How do you make them independent? If one disease provokes widespread paranoia and/or an organized quarantine, that affects all of them. Same if the population gets so sparse that it’s hard for any of them to spread.

Also, how does that affect the threat model? Coming up with a bunch of independent pathogens presumably takes a better-resourced, better-organized threat than coming up with just one. Usually when you see some weird death cult or whatever, they seem to do a one-shot thing, or at most one thing they’ve really concentrated on and one or two low effort add-ons. Anybody with limited resources is going to dislike the idea of having the work multiplied.

The idea is that to be a danger to civilization would likely either need to be so infectious that we are not able to contain it (consider a worse measles) or have a long enough incubation period that by the time we learn about it it’s already too late (consider a worse HIV).

The two don’t seem incompatible, really. You could imagine something that played along asymptomatically (while spreading like crazy), then pulled out the aces when the time was right (syphilis).

Which is not to say that you could actually create it. I don’t know about that (and tend to doubt it). I also don’t know how long you could avoid surveillance even if you were asymptomatic, or how much risk you’d run of allowing rapid countermeasure development, or how closely you’d have to synchronize the “aces” part.

This depends a lot on how much you think a tiny number of isolated stragglers would be able to survive and restart civilization.

True indeed. I think there’s obviously some level of isolation where they all just die off, but there’s probably some lower level of isolation where they find each other enough to form some kind of sustainable group… after the pathogen has died out. Humans are pretty long-lived.

You might even have a sustainable straggler group survive all together. Andaman islanders or the like.

By the way, I don’t think “sustainable group” is the same as “restart civilization”. As long as they can maintain a population in hunter-gatherer or primitive pastoralist mode, restarting civilization can wait for thousands of years if it has to.

In the stealth scenario, we don’t know that we need therapy/vaccination until it’s too late.

Doesn’t that mean that every case has to “come out of incubation” at relatively close to the same time, so that the first deaths don’t tip people off? That seems really hard to engineer.

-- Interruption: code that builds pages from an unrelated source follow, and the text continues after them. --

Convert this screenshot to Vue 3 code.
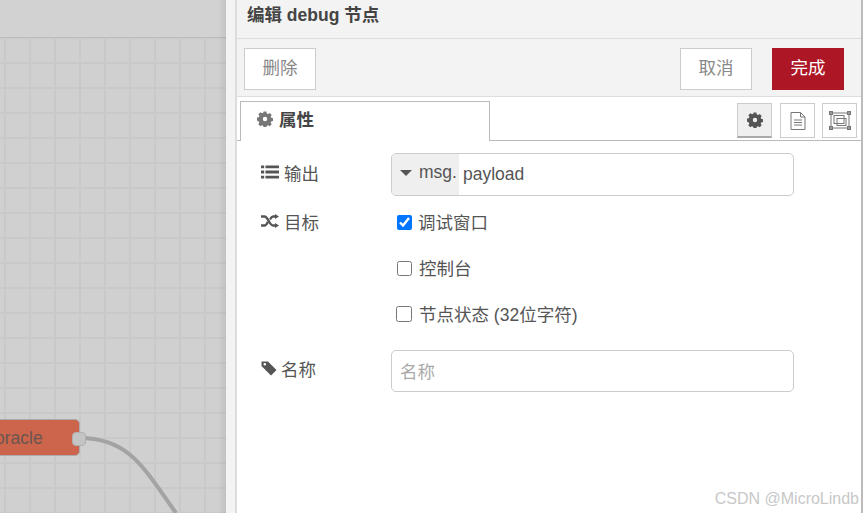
<script setup>
const targets = [
  { label: '调试窗口', checked: true },
  { label: '控制台', checked: false },
  { label: '节点状态 (32位字符)', checked: false }
]
</script>

<template>
  <div class="page">
    <div class="canvas">
      <div class="canvas-head"></div>
      <div class="grid"></div>
      <svg class="wire" width="226" height="513">
        <path d="M80 438 C130 438 145 470 176 513" />
      </svg>
      <div class="node">
        <span class="node-label">oracle</span>
        <span class="port"></span>
      </div>
    </div>

    <div class="tray">
      <div class="tray-inner">
        <div class="title">编辑 debug 节点</div>
        <div class="toolbar">
          <button class="btn">删除</button>
          <div class="spacer"></div>
          <button class="btn">取消</button>
          <button class="btn primary">完成</button>
        </div>
        <div class="tabs">
          <div class="tab">
            <svg class="icon gear" viewBox="0 0 16 16"><path d="M6.600 .5h2.800l.4 1.900 1.300.5 1.600-1 2 2-1 1.600.5 1.300 1.900.4v2.800l-1.900.4-.5 1.300 1 1.600-2 2-1.600-1-1.300.5-.4 1.900H6.600l-.4-1.900-1.300-.5-1.600 1-2-2 1-1.600-.5-1.300L0 9.400V6.600l1.900-.4.5-1.300-1-1.600 2-2 1.600 1 1.300-.5zM8 5.800a2.200 2.200 0 1 0 0 4.400 2.200 2.200 0 0 0 0-4.400z" fill-rule="evenodd" /></svg>
            <span>属性</span>
          </div>
          <div class="spacer"></div>
          <div class="tab-btn active">
            <svg class="icon gear-dark" viewBox="0 0 16 16"><path d="M6.600 .5h2.800l.4 1.900 1.300.5 1.600-1 2 2-1 1.600.5 1.300 1.900.4v2.800l-1.900.4-.5 1.300 1 1.600-2 2-1.600-1-1.300.5-.4 1.900H6.600l-.4-1.900-1.300-.5-1.600 1-2-2 1-1.600-.5-1.300L0 9.400V6.600l1.900-.4.5-1.300-1-1.600 2-2 1.600 1 1.300-.5zM8 5.800a2.200 2.200 0 1 0 0 4.400 2.200 2.200 0 0 0 0-4.400z" fill-rule="evenodd" /></svg>
          </div>
          <div class="tab-btn">
            <svg class="doc" width="16" height="18" viewBox="0 0 16 18">
              <path d="M1 .5H10.500L15 5V17.500H1Z" />
              <path d="M10.500 .5V5H15M4 8H12M4 10.500H12M4 13H12" />
            </svg>
          </div>
          <div class="tab-btn">
            <svg class="frame" width="22" height="20" viewBox="0 0 22 20">
              <rect x="2" y="2" width="18" height="15" />
              <rect x="5" y="4.500" width="10" height="8" />
              <rect x="8" y="7.500" width="9" height="7" />
              <rect class="dot" x="0.500" y="0.500" width="3" height="3" />
              <rect class="dot" x="18.500" y="0.500" width="3" height="3" />
              <rect class="dot" x="0.500" y="15.500" width="3" height="3" />
              <rect class="dot" x="18.500" y="15.500" width="3" height="3" />
            </svg>
          </div>
        </div>

        <div class="form">
          <div class="row output">
            <label class="lbl">
              <svg class="icon list" viewBox="0 0 18 14"><path d="M0 .5h3.200v2.800H0zM4.500 .5H18v2.800H4.500zM0 5.600h3.200v2.800H0zM4.500 5.600H18v2.800H4.500zM0 10.700h3.200v2.800H0zM4.500 10.700H18v2.800H4.500z" /></svg>
              <span>输出</span>
            </label>
            <div class="typed">
              <div class="typed-type"><i class="caret"></i><span>msg.</span></div>
              <span class="typed-value">payload</span>
            </div>
          </div>

          <div class="row target">
            <label class="lbl">
              <svg class="icon shuffle" viewBox="0 0 18 14"><path d="M0 2.500h3.500c3.500 0 5 9 8.500 9h2.500" /><path d="M0 11.500h3.500c1.500 0 2.500-1.800 3.500-3.800M9 5.500c.9-1.600 1.800-3 3-3h2.500" /><path class="head" d="M14 0l4 2.500-4 2.500zM14 9l4 2.500-4 2.500z" /></svg>
              <span>目标</span>
            </label>
            <div class="checks">
              <label v-for="t in targets" :key="t.label" class="check">
                <input type="checkbox" :checked="t.checked" />
                <span>{{ t.label }}</span>
              </label>
            </div>
          </div>

          <div class="row name">
            <label class="lbl">
              <svg class="icon tag" viewBox="0 0 16 16"><path d="M.5 1.500h6.500l8.500 8.500-5.500 5.500-9.500-9.500zM3.800 3a1.300 1.300 0 1 0 0 2.600 1.300 1.300 0 0 0 0-2.600z" fill-rule="evenodd" /></svg>
              <span class="name-text">名称</span>
            </label>
            <div class="text-input">名称</div>
          </div>
        </div>
      </div>
      <div class="watermark">CSDN @MicroLindb</div>
    </div>
  </div>
</template>

<style>
html, body {
  margin: 0;
  overflow: hidden;
}
</style>

<style scoped>
.page {
  display: flex;
  width: 863px;
  height: 513px;
  overflow: hidden;
  font-family: "Liberation Sans", "Noto Sans CJK SC", sans-serif;
  font-size: 17.5px;
  color: #555;
}

.canvas {
  position: relative;
  width: 226px;
  flex: none;
  background: #d0d0d0;
}

.canvas-head {
  height: 37px;
  background: #d2d2d2;
  border-bottom: 1px solid #bdbdbd;
}

.grid {
  position: absolute;
  top: 38px;
  left: 0;
  right: 0;
  bottom: 0;
  background-image:
    linear-gradient(to right, #c9c9c9 2px, transparent 2px),
    linear-gradient(to bottom, #c9c9c9 2px, transparent 2px);
  background-size: 25px 25px;
  background-position: 4px 24px;
}

.canvas::after {
  content: "";
  position: absolute;
  top: 0;
  right: 0;
  bottom: 0;
  width: 8px;
  background: linear-gradient(to right, rgba(0, 0, 0, 0), rgba(0, 0, 0, 0.07));
}

.wire {
  position: absolute;
  top: 0;
  left: 0;
}

.wire path {
  fill: none;
  stroke: #a3a3a3;
  stroke-width: 4;
}

.node {
  position: absolute;
  left: -19px;
  top: 419px;
  width: 99px;
  height: 37px;
  box-sizing: border-box;
  background: #cd654c;
  border: 1px solid #ababab;
  border-radius: 5px;
  display: flex;
  align-items: center;
  padding: 1px 0 0 13px;
  color: #6a5550;
}

.port {
  position: absolute;
  right: -7px;
  top: 12px;
  width: 12px;
  height: 12px;
  background: #c4c4c4;
  border: 1px solid #b0b0b0;
  border-radius: 4px;
}

.tray {
  position: relative;
  flex: 1;
  background: #f3f3f3;
  padding-left: 9px;
}

.tray-inner {
  height: 100%;
  background: #fff;
  border-left: 2px solid #dcdcdc;
  border-right: 2px solid #bbb;
}

.title {
  height: 39px;
  box-sizing: border-box;
  background: #f3f3f3;
  border-bottom: 1px solid #ddd;
  padding: 1px 0 0 10px;
  font-weight: bold;
  color: #444;
}

.toolbar {
  height: 58px;
  box-sizing: border-box;
  background: #f3f3f3;
  border-bottom: 1px solid #ddd;
  display: flex;
  align-items: flex-start;
  gap: 20px;
  padding: 9px 17px 0 7px;
}

.spacer {
  flex: 1;
}

.btn {
  width: 72px;
  height: 42px;
  background: #fff;
  border: 1px solid #ccc;
  font: inherit;
  color: #888;
  padding: 0 0 5px;
}

.btn.primary {
  background: #ad1625;
  border-color: #ad1625;
  color: #fff;
}

.tabs {
  display: flex;
  align-items: flex-end;
  height: 44px;
  box-sizing: border-box;
  border-bottom: 1px solid #bbb;
  padding: 0 4px 0 3px;
  gap: 8px;
}

.tab {
  width: 250px;
  height: 40px;
  box-sizing: border-box;
  margin-bottom: -1px;
  background: #fff;
  border: 1px solid #bbb;
  border-bottom: none;
  display: flex;
  align-items: center;
  gap: 6px;
  padding: 0 0 6px 16px;
  font-weight: bold;
  color: #444;
}

.tab-btn {
  width: 35px;
  height: 35px;
  box-sizing: border-box;
  margin-bottom: 2px;
  background: #fff;
  border: 1px solid #ccc;
  display: flex;
  align-items: center;
  justify-content: center;
}

.tab-btn:last-child {
  margin-left: -1px;
}

.tab-btn.active {
  background: #efefef;
  border-bottom: 2px solid #aaa;
}

.icon {
  flex: none;
  fill: #555;
}

.gear {
  width: 16px;
  height: 16px;
  fill: #777;
}

.gear-dark {
  width: 16px;
  height: 16px;
}

.doc path {
  fill: none;
  stroke: #777;
}

.frame rect {
  fill: none;
  stroke: #777;
}

.frame .dot {
  fill: #999;
}

.form {
  padding: 12px 0 0 24px;
  display: flex;
  flex-direction: column;
}

.row {
  display: flex;
  align-items: flex-start;
}

.lbl {
  width: 130px;
  flex: none;
  display: flex;
  align-items: center;
  gap: 5px;
  height: 38px;
}

.name .lbl {
  height: 36px;
}

.name-text {
  margin-left: -1px;
}

.list,
.shuffle {
  width: 18px;
  height: 14px;
}

.shuffle path {
  fill: none;
  stroke: #555;
  stroke-width: 2.400;
}

.shuffle .head {
  fill: #555;
  stroke: none;
}

.tag {
  width: 16px;
  height: 16px;
}

.typed {
  width: 403px;
  height: 43px;
  box-sizing: border-box;
  border: 1px solid #ccc;
  border-radius: 5px;
  display: flex;
  align-items: center;
  overflow: hidden;
}

.typed-type {
  width: 67px;
  height: 100%;
  flex: none;
  background: #efefef;
  display: flex;
  align-items: center;
  gap: 7px;
  padding: 0 0 4px 8px;
  box-sizing: border-box;
}

.caret {
  width: 0;
  height: 0;
  border-left: 6px solid transparent;
  border-right: 6px solid transparent;
  border-top: 6px solid #555;
}

.typed-value {
  padding-left: 4px;
}

.target {
  margin-top: 6px;
}

.checks {
  display: flex;
  flex-direction: column;
  padding-left: 6px;
  gap: 6px;
}

.check {
  display: flex;
  align-items: center;
  gap: 7px;
  height: 40px;
}

.check span {
  margin-bottom: 2px;
}

.check:first-child {
  gap: 6px;
}

.check input {
  width: 15px;
  height: 15px;
  margin: 0;
  accent-color: #0075ff;
}

.check:last-child input {
  width: 16px;
  height: 16px;
  margin: 0 0 0 -1px;
}

.name {
  margin-top: 16px;
}

.text-input {
  width: 403px;
  height: 42px;
  box-sizing: border-box;
  border: 1px solid #ccc;
  border-radius: 5px;
  display: flex;
  align-items: center;
  padding: 0 0 2px 8px;
  color: #aaa;
}

.watermark {
  position: absolute;
  right: 4px;
  bottom: 5px;
  font-size: 16px;
  color: #c8c8c8;
}
</style>
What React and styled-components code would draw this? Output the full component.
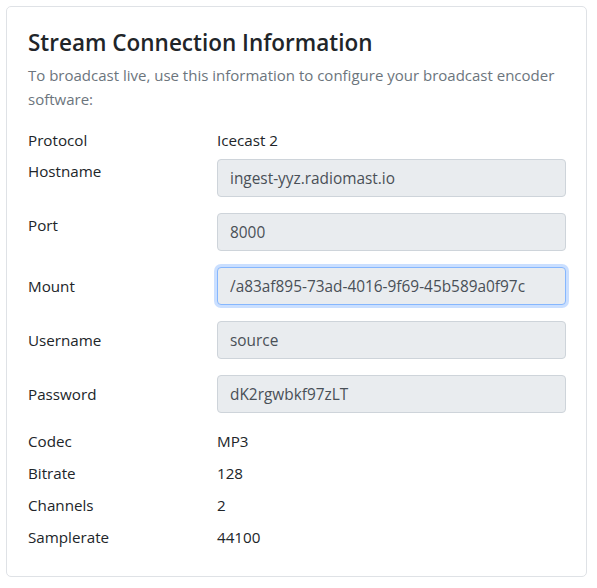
import React from 'react'
import styled, { createGlobalStyle } from 'styled-components'

const GlobalStyle = createGlobalStyle`
    * { box-sizing: border-box; }
    body {
        margin: 0;
        background: #fff;
        font-family: "Open Sans", "Noto Sans", sans-serif;
        color: #212529;
    }
`

const Page = styled.div`
    padding: 6px 10px 10px 6px;
`

const Card = styled.section`
    border: 1px solid #dfe2e6;
    border-radius: 5px;
    padding: 21px 20px 27px 21px;
    background: #fff;
`

const Title = styled.h2`
    margin: 0 0 6px;
    font-size: 22.5px;
    font-weight: 600;
    line-height: 29px;
    color: #212529;
`

const Lead = styled.p`
    margin: 0 0 17px;
    font-size: 15px;
    line-height: 24px;
    color: #6c757d;
`

const Row = styled.div`
    display: flex;
    align-items: ${p => (p.$center ? 'center' : 'flex-start')};
    margin-bottom: ${p => p.$gap}px;
`

const Label = styled.div`
    width: 189px;
    flex-shrink: 0;
    font-size: 15.2px;
    line-height: 24px;
`

const Value = styled.div`
    flex: 1;
    font-size: 15.2px;
    line-height: 24px;
`

const Field = styled.input`
    flex: 1;
    min-width: 0;
    height: 38px;
    padding: 6px 12px;
    font-family: inherit;
    font-size: 15.4px;
    color: #495057;
    background: #e9ecef;
    border: 1px solid ${p => (p.$focused ? '#86b7fe' : '#ced4da')};
    border-radius: 4px;
    outline: none;
    box-shadow: ${p => (p.$focused ? '0 0 0 3px rgba(13, 110, 253, 0.22)' : 'none')};
`

const info = [
    { label: 'Protocol', value: 'Icecast 2', gap: 7 },
    { label: 'Hostname', field: 'ingest-yyz.radiomast.io', gap: 16 },
    { label: 'Port', field: '8000', gap: 16 },
    { label: 'Mount', field: '/a83af895-73ad-4016-9f69-45b589a0f97c', center: true, focused: true, gap: 16 },
    { label: 'Username', field: 'source', center: true, gap: 16 },
    { label: 'Password', field: 'dK2rgwbkf97zLT', center: true, gap: 16 },
    { label: 'Codec', value: 'MP3', gap: 8 },
    { label: 'Bitrate', value: '128', gap: 8 },
    { label: 'Channels', value: '2', gap: 8 },
    { label: 'Samplerate', value: '44100', gap: 0 },
]

export default function App() {
    return (
        <Page>
            <GlobalStyle />
            <Card>
                <Title>Stream Connection Information</Title>
                <Lead>To broadcast live, use this information to configure your broadcast encoder software:</Lead>
                {info.map(item => (
                    <Row key={item.label} $gap={item.gap} $center={item.center}>
                        <Label>{item.label}</Label>
                        {item.field !== undefined
                            ? <Field readOnly value={item.field} $focused={item.focused} />
                            : <Value>{item.value}</Value>}
                    </Row>
                ))}
            </Card>
        </Page>
    )
}
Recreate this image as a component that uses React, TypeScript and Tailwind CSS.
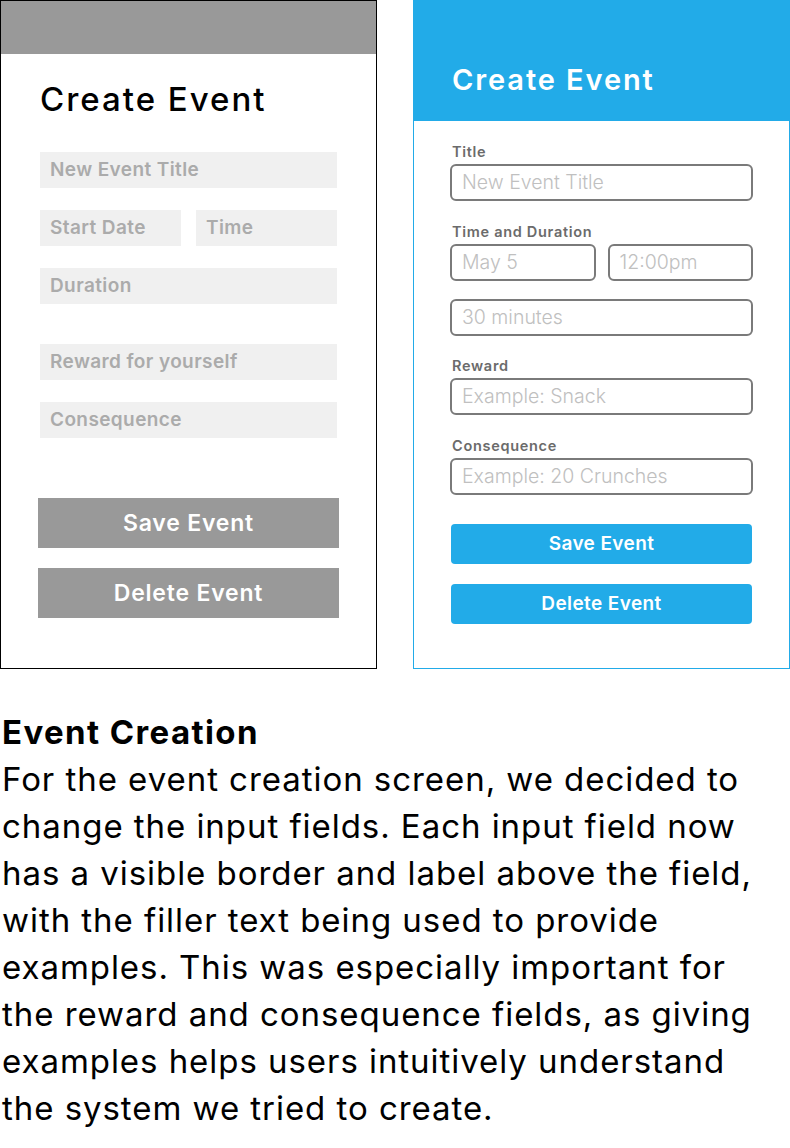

Bioweapons in general are actually kind of lousy for non-movie-villains at most scales, including large scales, because they’re so unpredictable, so poorly controllable, and so poorly targetable.

I don’t think those apply for the kind of omnicidal actors I’m covering here?

Well, yes, but what I was trying to get at was that omnicidal actors don’t seem to me like the most plausible people to be doing very naughty things.

It kind of depends on what kind of resources you need to pull off something really dramatic. If you need to be a significant institution working toward an official purpose, then the supply of omnicidal actors may be nil. If you need to have at least a small group and be generally organized and functional and on-task, I’d guess it’d be pretty small, but not zero. If any random nut can do it on a whim, then we have a problem.

I was writing on the assumption that reality is closer to the beginning of that list.

Happy to get into these too if you like!

I might like, all right, but at the moment I’m not sure I can or should commit the time. I’ll see how things look tomorrow.
1. ↩︎
  … depleted fossil resources or no…
2. ↩︎
  Full disclosure: Bostromian species potential ideas don’t work for me anyhow. I think killing everybody alive is roughly twice as bad as killing half of them, not roughly infinity times as bad. I don’t think that matters much; we all agree that killing any number is bad.